Five Companies That Dropped The Ball This Week11:00 AM EST Fri. Aug. 03, 2012
Apple's first-ever appearance at the Black Hat security conference was more memorable for the speed with which its security team bolted after their presentation on iOS security than for the content it included.
It's not as if anyone expected Apple to suddenly start sharing its security secrets. And it’s true that Apple has put together a rock-solid security model for its mobile OS. But in the security research community, which is all about back-and-forth and sharing of ideas, Apple's reticence stood out like a neon sign.
SAP agreed to pay Oracle $306 million in damages to settle a seven-year-old copyright infringement lawsuit.
But Oracle isn't giving up its appeal to have a jury's $1.3 billion award in the case reinstated, meaning that the bitter dispute will continue.
SAP had sought an entirely new trial in the case. By agreeing to pay the $306 million, SAP is dropping that effort, clearing the way for the case to move on to Oracle's appeal.
Dropbox said a stolen password led to the theft of hundreds of customers' email addresses, which the thieves then used in a spam campaign for online gambling venues.
IT departments around the world nodded sagely at the incident, which is something that security experts have been predicting would happen to companies that let employees use the popular Web site.
Dropbox is planning to add two-factor authentication to its service in the form of temporary code sent to users' mobile phones, but in this case, it seems that the outcome could have been a lot worse for the company.
Microsoft's Windows Azure cloud computing service went down in Western Europe for about two and a half hours, and the software giant apologized and attributed it to a misconfigured network device.
"The interruption impacted our Compute Service and resulted in connectivity issues from some of our customers in the sub-region," Mike Neil, general manager of Windows Azure, said in a blog post.

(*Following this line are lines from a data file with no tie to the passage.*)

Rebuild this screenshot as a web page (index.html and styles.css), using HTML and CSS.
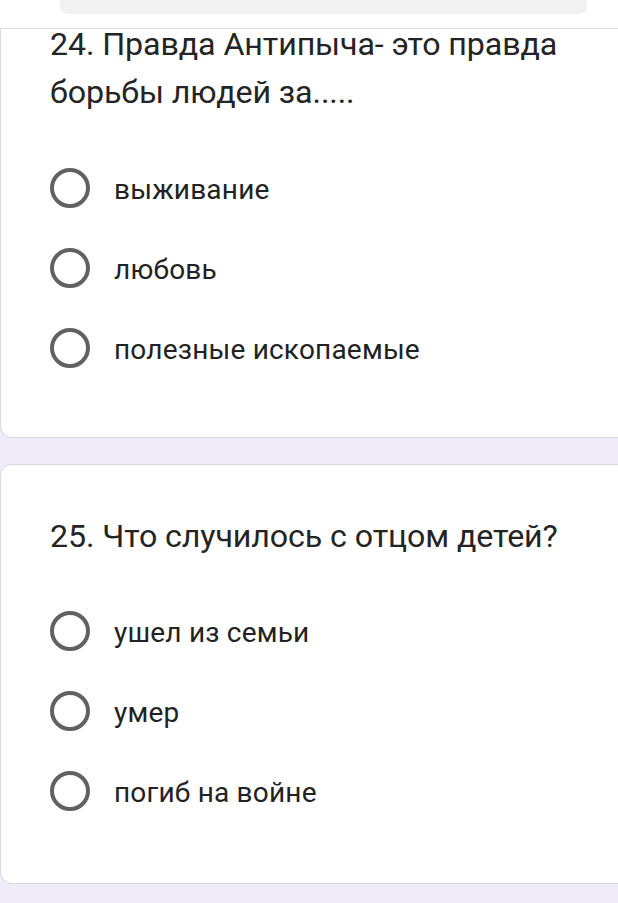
FILE: index.html
```html
<!DOCTYPE html>
<html lang="ru">
<head>
<meta charset="utf-8">
<title>Форма</title>
<link rel="stylesheet" href="styles.css">
</head>
<body>
<div class="page">
  <div class="topstrip">
    <div class="greybar"></div>
  </div>
  <section class="card card-first">
    <div class="question q-first">24. Правда Антипыча- это правда борьбы людей за.....</div>
    <div class="options">
      <label class="option"><span class="radio"></span><span class="opt-text">выживание</span></label>
      <label class="option"><span class="radio"></span><span class="opt-text">любовь</span></label>
      <label class="option"><span class="radio"></span><span class="opt-text">полезные ископаемые</span></label>
    </div>
  </section>
  <section class="card card-second">
    <div class="question">25. Что случилось с отцом детей?</div>
    <div class="options options-second">
      <label class="option"><span class="radio"></span><span class="opt-text">ушел из семьи</span></label>
      <label class="option"><span class="radio"></span><span class="opt-text">умер</span></label>
      <label class="option"><span class="radio"></span><span class="opt-text">погиб на войне</span></label>
    </div>
  </section>
</div>
</body>
</html>
```
FILE: styles.css
```css
html, body {
  margin: 0;
  padding: 0;
}
body {
  background: #efebf8;
  overflow: hidden;
  font-family: Roboto, "Noto Sans", sans-serif;
  color: #202124;
}
.page {
  width: 618px;
  height: 903px;
  overflow: hidden;
}
.topstrip {
  background: #ffffff;
  height: 28px;
  padding: 0 31px 0 60px;
  position: relative;
  z-index: 1;
}
.greybar {
  height: 14px;
  background: #f1f1f2;
  border-radius: 0 0 8px 8px;
}
.card {
  background: #ffffff;
  border: 1px solid #d9d8dc;
  margin-right: -30px;
  padding-left: 49px;
}
.card-first {
  border-top-left-radius: 0;
  border-bottom-left-radius: 12px;
  padding-top: 0;
  padding-bottom: 49px;
  border-top-color: #e2e2e4;
}
.card-second {
  margin-top: 26px;
  border-radius: 12px;
  padding-top: 47px;
  padding-bottom: 52px;
}
.question {
  font-size: 32.2px;
  line-height: 48px;
  width: 540px;
  color: #242424;
  letter-spacing: -0.1px;
}
.q-first {
  margin-top: -9px;
}
.options {
  margin-top: 32px;
  display: flex;
  flex-direction: column;
}
.options-second {
  margin-top: 31px;
}
.option {
  height: 80px;
  display: flex;
  align-items: center;
  gap: 24px;
}
.radio {
  box-sizing: border-box;
  width: 40px;
  height: 40px;
  border: 4.5px solid #606163;
  border-radius: 50%;
  flex: none;
}
.opt-text {
  font-size: 28px;
  color: #222222;
  letter-spacing: 0.2px;
  padding-top: 2px;
}
```
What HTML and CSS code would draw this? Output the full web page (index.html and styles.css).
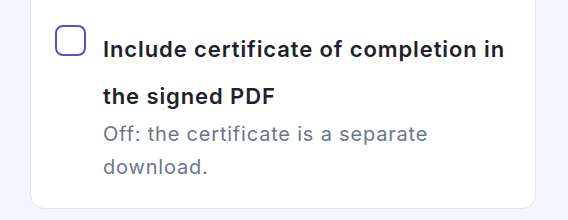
FILE: index.html
```html
<!DOCTYPE html>
<html>
<head>
<meta charset="utf-8">
<link rel="stylesheet" href="styles.css">
</head>
<body>
<div class="page">
  <div class="card">
    <label class="option">
      <span class="box"></span>
      <span class="text">
        <span class="title">Include certificate of completion in the signed PDF</span>
        <span class="hint">Off: the certificate is a separate download.</span>
      </span>
    </label>
  </div>
</div>
</body>
</html>
```
FILE: styles.css
```css
html, body {
  margin: 0;
  padding: 0;
  background: #f4f5fd;
  font-family: Inter, "Noto Sans", sans-serif;
}
.page {
  width: 568px;
  height: 220px;
  overflow: hidden;
  padding: 0 32px 0 30px;
  box-sizing: border-box;
}
.card {
  margin-top: -40px;
  background: #ffffff;
  border: 1px solid #e2e6f6;
  border-radius: 14px;
  padding: 64px 24px 24px 24px;
}
.option {
  display: flex;
  align-items: flex-start;
  gap: 17px;
}
.box {
  flex: none;
  width: 31px;
  height: 31px;
  box-sizing: border-box;
  border: 2px solid #5a4fc3;
  border-radius: 8px;
  background: #fff;
}
.text {
  flex: 1;
  display: flex;
  flex-direction: column;
  margin-top: 1px;
}
.title {
  font-size: 22px;
  font-weight: 600;
  line-height: 47px;
  letter-spacing: 0.9px;
  color: #1e222c;
}
.hint {
  font-size: 20px;
  line-height: 33px;
  letter-spacing: 0.8px;
  color: #6b768a;
  margin-top: -2px;
}
```
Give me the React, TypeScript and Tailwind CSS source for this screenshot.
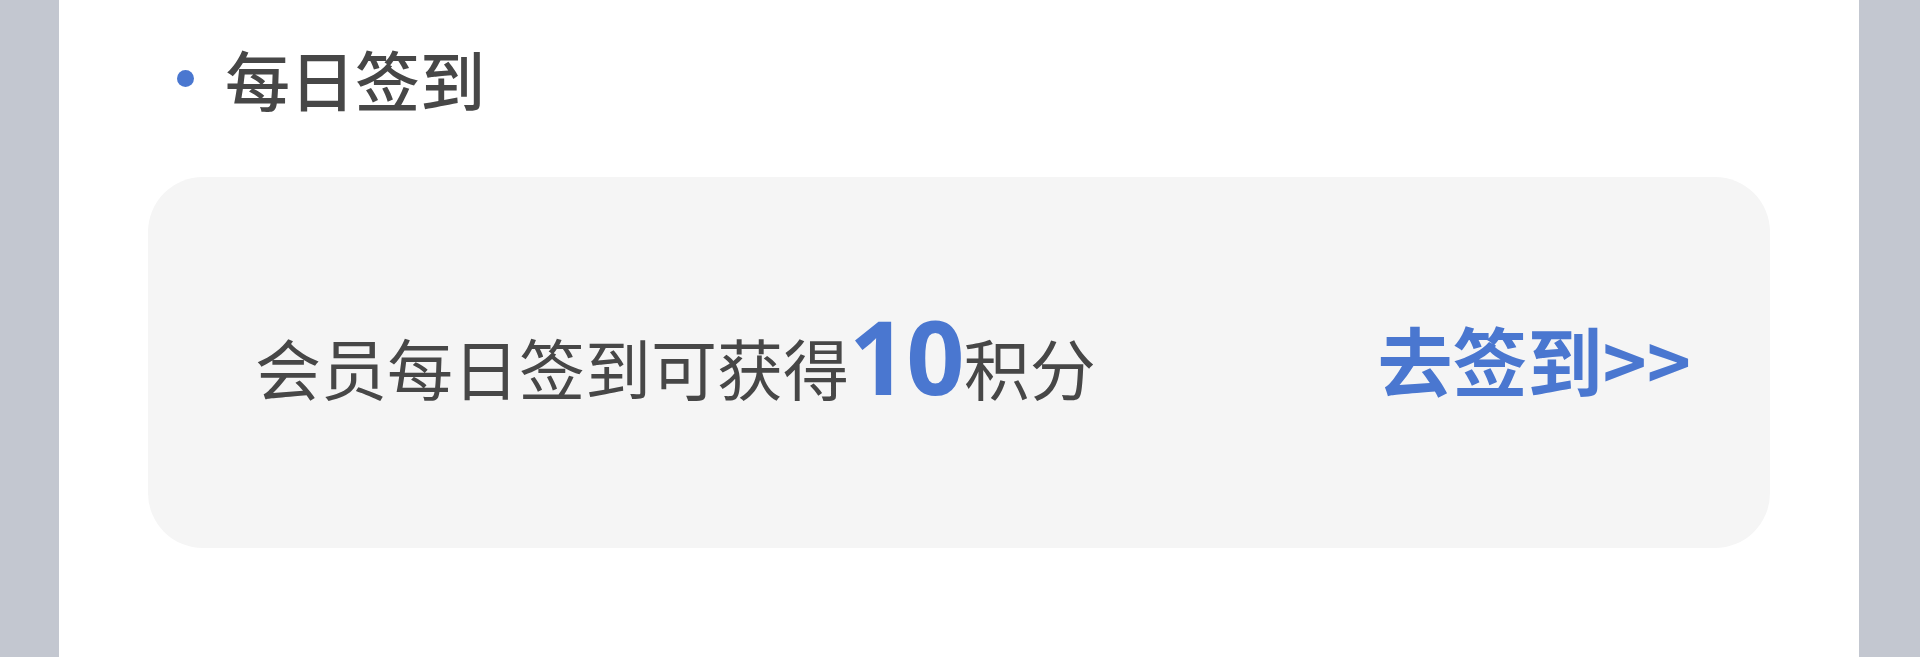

“The service interruption was triggered by a misconfigured network device that disrupted traffic to one cluster in our West Europe sub-region," Neil said. "Once a set device limit for external connections was reached, it triggered previously unknown issues in another network device within that cluster, which further complicated network management and recovery."
Arrow Electronics missed Wall Street's expectations during its fiscal second quarter, and the distributor said it plans to trim some $20 million in costs as a result. Excluding one-time items, Arrow earned $1.11 per share, while Wall Street analysts were expecting $1.13 per share.
Arrow CEO Mike Long (left) chalked up the weakness to a "challenging macroeconomic environment that weakened throughout the quarter."